The Golensizi (Golęszycy, Gołęszycy, Golęszyce, Gołęszyce, Gołężyce, Holasici, Golensizen) were a tribe of West Slavs, specifically of the Lechitic tribes (one of the Silesian tribes), living in the Early Middle Ages and inhabiting southern territories of what was later known as Upper Silesia, on the upper Oder River.
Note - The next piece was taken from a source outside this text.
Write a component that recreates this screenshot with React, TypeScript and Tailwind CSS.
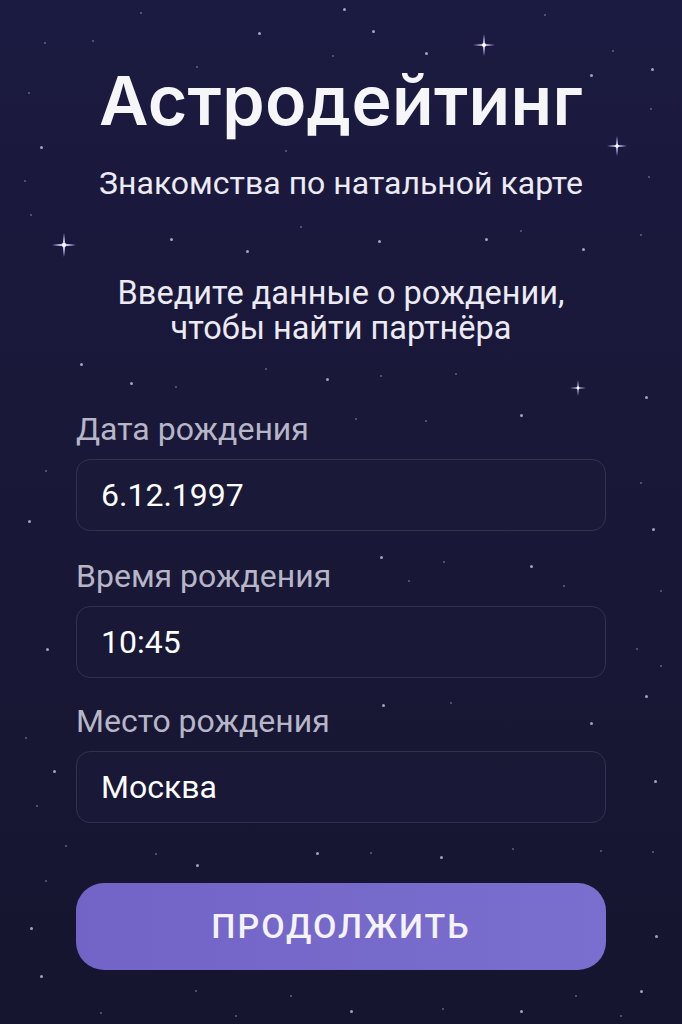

The area was settled by Slavs after it was abandoned by the Germanic tribes between the 5th and 6th centuries. Later, the organised tribe of Golensizi, according to Bavarian Geographer, had 5 civitates (strongholds). Among them, the most notable were located in Lubomia (the biggest), Chotěbuz and Hradec nad Moravicí, which was in 1155 mentioned as Gradice Golenzicezke. Some of them were most probably destroyed at the end of the 9th century by Svatopluk I, the king of Great Moravia. The settlement from the destroyed Chotěbuz moved to Castle Hill (Góra Zamkowa) in what is today the city of Cieszyn. Some historians claim that the area was then ruled by Great Moravia; however, that is now disputed. In 990 the area was adjoined by Mieszko I of Poland to his state. The conflict between Polish and Czech states over the land was resolved in a Treaty of Kłodzko in 1137. The smaller part of the area around Opava found itself within Czech state, whereas the rest in Polish where it was subdivided into two castellany of Cieszyn and Racibórz.